ADCSSFSTAT TPTR index alignment to actual POP of FIFO data has no effect to improve missing acquisitions 0x0 below. AD converter should never produce full strings of 0x0 after or during the analog signal approaching and then reaching steady state, right? AD conversion actually starts out by producing a heck of lot more strings of 0's than shown below.

It seems there is a timing issue with SYSCLK and ADCCLK being in different time domains even though supposedly VCO is producing both clocks plus the 60Mhz PWMCLK. How can a 60mHz ADCCLK even be possible without raising MCU temperature from overclocking ADC module yet here it is in the diagram below?

  • 0
    TI__Guru 72500 points
    BP101,
    ADCLK of 60MHz is not supported, and therefore not worth discussing.
  • 0
    Guru 54057 points
    Part of the confusion to set low end of scale is 1MSPS does not improve values nor does hardware averaging, disabled above capture. The DDM measures 188mA peaking over 650mA on start up (above) but the INA240A1 should be creating 10mV/A open loop gain with 500uOhm shunt and seems to peak near 174mV or 1.74 amps. DMM measures seem to concur with Hantek CC65 current clamp measures of past tests so I trust what it shows.

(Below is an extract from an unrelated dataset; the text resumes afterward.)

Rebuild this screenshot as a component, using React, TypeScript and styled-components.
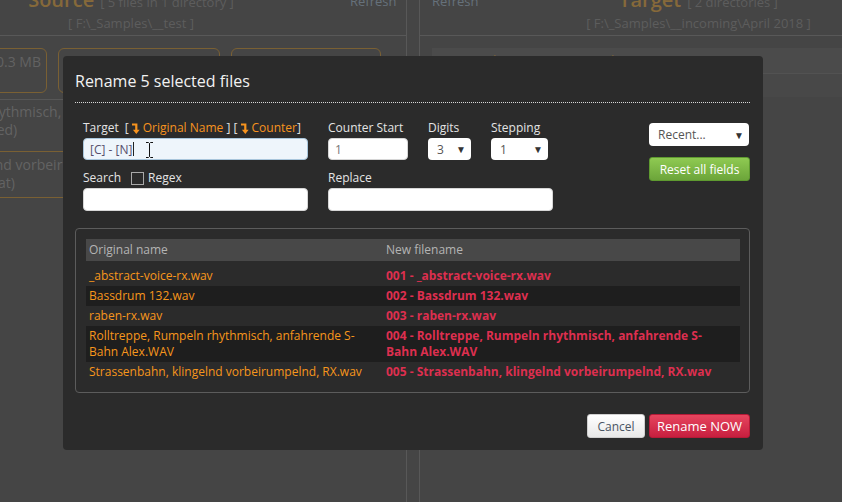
import styled, { createGlobalStyle } from "styled-components";

const GlobalStyle = createGlobalStyle`
  html, body {
    margin: 0;
    padding: 0;
    background: #454545;
  }
  body {
    font-family: "Open Sans", "Liberation Sans", sans-serif;
    overflow: hidden;
  }
  * {
    box-sizing: border-box;
  }
`;

/* ---------- dimmed app behind the dialog ---------- */

const Page = styled.div`
  position: relative;
  width: 842px;
  height: 502px;
  overflow: hidden;
  display: flex;
  background: #454545;
`;

const Panel = styled.div<{ $side: "left" | "right" }>`
  width: ${(p) => (p.$side === "left" ? "407px" : "auto")};
  flex: ${(p) => (p.$side === "left" ? "none" : "1")};
  border-right: ${(p) => (p.$side === "left" ? "1px solid #585858" : "none")};
  border-left: ${(p) => (p.$side === "right" ? "1px solid #585858" : "none")};
  overflow: hidden;
`;

const Gutter = styled.div`
  width: 12px;
  flex: none;
`;

const PanelHeader = styled.div`
  height: 36px;
  border-bottom: 1px solid #585858;
  display: flex;
  align-items: flex-start;
`;

const HeaderTitle = styled.div<{ $width: number; $offset?: number }>`
  width: ${(p) => p.$width}px;
  margin-left: ${(p) => p.$offset ?? 0}px;
  flex: none;
  text-align: center;
  margin-top: -13px;
`;

const PanelName = styled.span`
  font-size: 20px;
  font-weight: 600;
  color: #86693a;
  line-height: 26px;
`;

const PanelCount = styled.span`
  font-size: 13px;
  color: #5d5d5d;
  margin-left: 6px;
`;

const PanelPath = styled.div`
  font-size: 13px;
  color: #5d5d5d;
  line-height: 16px;
  margin-top: 2px;
`;

const Refresh = styled.span<{ $gap: number }>`
  font-size: 13px;
  color: #66717b;
  margin-top: -8px;
  margin-left: ${(p) => p.$gap}px;
`;

const Cards = styled.div`
  display: flex;
  gap: 11px;
  padding-top: 12px;
  margin-left: -53px;
`;

const Card = styled.div<{ $width: number }>`
  width: ${(p) => p.$width}px;
  height: 45px;
  flex: none;
  border: 1px solid #7a6033;
  border-radius: 6px;
  padding: 4px 5px 0;
  font-size: 14px;
  line-height: 18px;
  color: #626262;
`;

const CardLine = styled.div<{ $align: "left" | "right"; $indent?: number }>`
  text-align: ${(p) => p.$align};
  margin-left: ${(p) => p.$indent ?? 0}px;
  white-space: nowrap;
`;

const FileList = styled.div`
  margin-top: 6px;
  border-top: 1px solid #575757;
`;

const FileItem = styled.div<{ $tall?: boolean }>`
  padding: ${(p) => (p.$tall ? "3px 0 12px" : "4px 0 5px")};
  border-bottom: 1px solid #7a6033;
  font-size: 14px;
  line-height: 18px;
  color: #636363;
  white-space: nowrap;
`;

const Scrolled = styled.div<{ $shift: number }>`
  margin-left: -${(p) => p.$shift}px;
`;

const TargetRows = styled.div`
  padding: 12px 0 0 12px;
`;

const TargetRow = styled.div<{ $tone: "light" | "dark" }>`
  height: ${(p) => (p.$tone === "light" ? "25px" : "24px")};
  background: ${(p) => (p.$tone === "light" ? "#4b4b4b" : "#484848")};
  border-top: ${(p) => (p.$tone === "dark" ? "1px solid #525252" : "none")};
  padding: 3px 6px;
  font-size: 13px;
  color: #7e6437;
`;

/* ---------- dialog ---------- */

const Dialog = styled.div`
  position: absolute;
  left: 63px;
  top: 56px;
  width: 700px;
  height: 394px;
  background: #2b2b2b;
  border-radius: 4px;
  padding: 0 13px 12px 12px;
  display: flex;
  flex-direction: column;
  color: #e4e4e4;
  font-size: 12px;
`;

const Title = styled.h2`
  margin: 0;
  padding: 13px 0 8px;
  font-size: 16px;
  font-weight: 400;
  line-height: 25px;
  color: #f2f2f2;
  border-bottom: 1px dotted #d8d8d8;
`;

const Form = styled.div`
  display: flex;
  padding: 17px 0 0 8px;
`;

const Fields = styled.div`
  display: grid;
  grid-template-columns: 225px 80px 43px 57px;
  column-gap: 20px;
  row-gap: 10px;
`;

const Field = styled.div<{ $span?: string }>`
  display: flex;
  flex-direction: column;
  gap: 2px;
  grid-column: ${(p) => p.$span ?? "auto"};
`;

const Label = styled.div`
  display: flex;
  align-items: center;
  height: 16px;
  line-height: 16px;
  white-space: pre;
  color: #e4e4e4;
`;

const Brackets = styled.span`
  display: inline-flex;
  align-items: center;
  margin-left: 6px;
  color: #e0e0e0;
`;

const Tag = styled.span`
  display: inline-flex;
  align-items: center;
  gap: 3px;
  color: #f7931e;
`;

const TextBox = styled.div<{ $focused?: boolean; $width?: number; $height?: number }>`
  position: relative;
  width: ${(p) => (p.$width ? `${p.$width}px` : "100%")};
  height: ${(p) => p.$height ?? 22}px;
  background: ${(p) => (p.$focused ? "#eef5fb" : "#ffffff")};
  border: 1px solid ${(p) => (p.$focused ? "#a9c6dc" : "#d6d6d6")};
  border-radius: 4px;
  padding: 0 6px;
  display: flex;
  align-items: center;
  color: ${(p) => (p.$focused ? "#574f6c" : "#777")};
  font-size: 12px;
`;

const Caret = styled.span`
  display: inline-block;
  width: 1px;
  height: 14px;
  background: #222;
  margin-left: 1px;
`;

const Pointer = styled.svg`
  position: absolute;
  left: 61px;
  top: 3px;
`;

const Select = styled.div<{ $width: number; $height?: number }>`
  width: ${(p) => p.$width}px;
  height: ${(p) => p.$height ?? 22}px;
  background: #ffffff;
  border-radius: 4px;
  padding: 0 5px 0 9px;
  display: flex;
  align-items: center;
  justify-content: space-between;
  color: #555;
  font-size: 12px;
`;

const Arrow = styled.span`
  font-size: 10px;
  color: #333;
`;

const CheckBox = styled.span`
  width: 13px;
  height: 13px;
  border: 1px solid #a8a8a8;
  margin: 0 4px 0 10px;
`;

const Side = styled.div`
  margin-left: auto;
  width: 101px;
  padding-top: 3px;
  display: flex;
  flex-direction: column;
  gap: 11px;
`;

const Button = styled.button<{ $variant: "green" | "white" | "red"; $width: number }>`
  width: ${(p) => p.$width}px;
  height: 24px;
  border-radius: 3px;
  font-family: inherit;
  font-size: ${(p) => (p.$variant === "red" ? "13px" : "12px")};
  padding: 0;
  cursor: pointer;
  border: 1px solid
    ${(p) =>
      p.$variant === "green" ? "#5f9a30" : p.$variant === "red" ? "#b51a37" : "#cfcfcf"};
  color: ${(p) => (p.$variant === "white" ? "#4a5563" : "#ffffff")};
  background: ${(p) =>
    p.$variant === "green"
      ? "linear-gradient(#8fca52, #6ca53a)"
      : p.$variant === "red"
      ? "linear-gradient(#e6455e, #c71f3f)"
      : "linear-gradient(#ffffff, #e8e8e8)"};
`;

const TableBox = styled.div`
  margin-top: 17px;
  border: 1px solid #5c5c5c;
  border-radius: 4px;
  padding: 10px 9px 10px 10px;
`;

const Row = styled.div<{ $kind?: "head" | "dark" }>`
  display: grid;
  grid-template-columns: 297px 1fr;
  background: ${(p) =>
    p.$kind === "head" ? "#484848" : p.$kind === "dark" ? "#1e1e1e" : "transparent"};
  margin-bottom: ${(p) => (p.$kind === "head" ? "5px" : "0")};
  line-height: 16px;
  font-size: 12px;
`;

const Cell = styled.div<{ $kind: "head" | "old" | "new" }>`
  padding: ${(p) => (p.$kind === "head" ? "3px 3px" : "2px 3px")};
  color: ${(p) =>
    p.$kind === "head" ? "#b4b4b4" : p.$kind === "old" ? "#f7961c" : "#dd2f4f"};
  font-weight: ${(p) => (p.$kind === "new" ? 700 : 400)};
`;

const Footer = styled.div`
  margin-top: auto;
  display: flex;
  justify-content: flex-end;
  gap: 4px;
`;

const LevelDown = () => (
  <svg width="8" height="11" viewBox="0 0 8 11">
    <path d="M0 0.5h5.4v6.3h2.3L4.3 11 0.9 6.8h2.3V2.6H0z" fill="currentColor" />
  </svg>
);

const files = [
  ["_abstract-voice-rx.wav"],
  ["Bassdrum 132.wav"],
  ["raben-rx.wav"],
  ["Rolltreppe, Rumpeln rhythmisch, anfahrende S-", "Bahn Alex.WAV"],
  ["Strassenbahn, klingelnd vorbeirumpelnd, RX.wav"],
];

const App = () => {
  return (
    <Page>
      <GlobalStyle />
      <Panel $side="left">
        <PanelHeader>
          <HeaderTitle $width={262}>
            <PanelName>Source</PanelName>
            <PanelCount>[ 5 files in 1 directory ]</PanelCount>
            <PanelPath>[ F:\_Samples\__test ]</PanelPath>
          </HeaderTitle>
          <Refresh $gap={88}>Refresh</Refresh>
        </PanelHeader>
        <Cards>
          <Card $width={100}>
            <CardLine $align="right">Total: 0.3 MB</CardLine>
            <CardLine $align="left" $indent={-22}>(menu)</CardLine>
          </Card>
          <Card $width={162} />
          <Card $width={150} />
        </Cards>
        <FileList>
          <FileItem $tall>
            <Scrolled $shift={153}>
              Rolltreppe, Rumpeln rhythmisch, anfahrende S-Bahn Alex.WAV
            </Scrolled>
            <Scrolled $shift={76}>(not renamed)</Scrolled>
          </FileItem>
          <FileItem>
            <Scrolled $shift={144}>Strassenbahn, klingelnd vorbeirumpelnd, RX.wav</Scrolled>
            <Scrolled $shift={38}>(format)</Scrolled>
          </FileItem>
        </FileList>
      </Panel>
      <Gutter />
      <Panel $side="right">
        <PanelHeader>
          <Refresh $gap={12}>Refresh</Refresh>
          <HeaderTitle $width={300} $offset={70}>
            <PanelName>Target</PanelName>
            <PanelCount>[ 2 directories ]</PanelCount>
            <PanelPath>[ F:\_Samples\__incoming\April 2018 ]</PanelPath>
          </HeaderTitle>
        </PanelHeader>
        <TargetRows>
          <TargetRow $tone="light">F:\_Samples\__incoming\April 2018</TargetRow>
          <TargetRow $tone="dark" />
        </TargetRows>
      </Panel>

      <Dialog>
        <Title>Rename 5 selected files</Title>
        <Form>
          <Fields>
            <Field>
              <Label>
                Target
                <Brackets>
                  {"[ "}
                  <Tag>
                    <LevelDown />
                    Original Name
                  </Tag>
                  {" ] [ "}
                  <Tag>
                    <LevelDown />
                    Counter
                  </Tag>
                  {"]"}
                </Brackets>
              </Label>
              <TextBox $focused>
                [C] - [N]
                <Caret />
                <Pointer width="9" height="16" viewBox="0 0 9 16">
                  <path
                    d="M1 0.5h2.5l1 1 1-1H8M4.5 1.5v13M1 15.5h2.5l1-1 1 1H8"
                    stroke="#111"
                    strokeWidth="1"
                    fill="none"
                  />
                </Pointer>
              </TextBox>
            </Field>
            <Field>
              <Label>Counter Start</Label>
              <TextBox>1</TextBox>
            </Field>
            <Field>
              <Label>Digits</Label>
              <Select $width={43}>
                3<Arrow>▼</Arrow>
              </Select>
            </Field>
            <Field>
              <Label>Stepping</Label>
              <Select $width={57}>
                1<Arrow>▼</Arrow>
              </Select>
            </Field>
            <Field>
              <Label>
                Search
                <CheckBox />
                Regex
              </Label>
              <TextBox $height={23} />
            </Field>
            <Field $span="2 / 5">
              <Label>Replace</Label>
              <TextBox $height={23} $width={225} />
            </Field>
          </Fields>
          <Side>
            <Select $width={100} $height={23}>
              Recent...<Arrow>▼</Arrow>
            </Select>
            <Button $variant="green" $width={101}>
              Reset all fields
            </Button>
          </Side>
        </Form>

        <TableBox>
          <Row $kind="head">
            <Cell $kind="head">Original name</Cell>
            <Cell $kind="head">New filename</Cell>
          </Row>
          {files.map((lines, i) => (
            <Row key={i} $kind={i % 2 === 1 ? "dark" : undefined}>
              <Cell $kind="old">
                {lines.map((l, j) => (
                  <div key={j}>{l}</div>
                ))}
              </Cell>
              <Cell $kind="new">
                {lines.map((l, j) => (
                  <div key={j}>{j === 0 ? `00${i + 1} - ${l}` : l}</div>
                ))}
              </Cell>
            </Row>
          ))}
        </TableBox>

        <Footer>
          <Button $variant="white" $width={58}>
            Cancel
          </Button>
          <Button $variant="red" $width={101}>
            Rename NOW
          </Button>
        </Footer>
      </Dialog>
    </Page>
  );
};

export default App;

    Scope 10X probe with 10X vertical attenuation shows 174mV peaks, lower than most sample digits shown above. Ideally converter decimal 22 (17.4mV) should indicate 1.74A and 174mV (17.4A) so AD converter should range near decimal 216 not so low like it does above capture.

    It seems the AD converter is not producing correct VREFP-VREFN decimals 216 and higher for 174mV input source of periodic single ended analog DC signal that may also cross zero vector in sinusoidal DC signals. Don't even care about the negative half cycle, it is unimportant in this very low measure. The AD converter seems to be subtracting VREFN-VREFP from inversion of the sinusoidal input signal, the DMM ignores.
  • 0 in reply to Bob Crosby
    Guru 54057 points
    Hi Bob,

    Point was it must not be 60mHz ADCCLK (PLL480/8) ADC should lock up converter other gates but it doesn't ring a bell of concern that it does not?

    So what about the very low converter values, decimal zero being repeated so often and 174mV does not produce decimal 216 from AD conversions?
  • 0 in reply to Bob Crosby
    Guru 54057 points

    Hi Bob,

    Our past discussion 805uV versus 201uV LSB is again front center relative to lower decimal numbers (16,18,20,59) being acquisitioned at 1MSPS or 2MSPS. If we were to assume 805uV LSB the decimal values (above) should be in 200 range for 284mV peak analog signal (below). Yet they are not in 200 decimal range, that in of it's self contradicts Fig.15-9, no matter where the analog signal is being sampled or how often, though it occurs every 80us like clock work. 

    Why do periodic ADC samples produce far less digital weights by nearly a factor of 10x? Seemingly Fig.15-9 scale 1 LSB is 201uV or lower, not 805uV as was earlier presented. If you insist 805uV LSB the scope capture and digital conversion values above seem to argue against that believed point. Signal below is similar to the M3 ADC sampling previously producing accurate ratio metric current measures from a simple OP amp converting the shunt voltage with no exotic PWM filtering the INA240 has on it's front end. That was developed at TI to work with SAR ADC, not much has changed other than the improved resolution error % from amplifier drift etc. 

    The question again is why would the digital values be so low if 805uV was intended 2MSPS? The digital values do not seem to add up to the reality of what is being sampled, acquisitioned and AD converted to digital (0-4096). The TM4C SAR seems to sample signals from VREFN up to VREFP when FIFO is drained after POP and stops at the lowest point voltage, even though Cext is charge sharing with CADC from VREFP down to VREFN. 

    No ratio metric results from draining the FIFO after sequencer step POP into C+ array and clearing the ADCOSTAT,  ADCUSTAT prior to the next POP of IE END step. Yet the low FIFO values seem to suggest 0-8096 is the +3v3 VREFA full scale perhaps not so much 4096 at 2MSPS.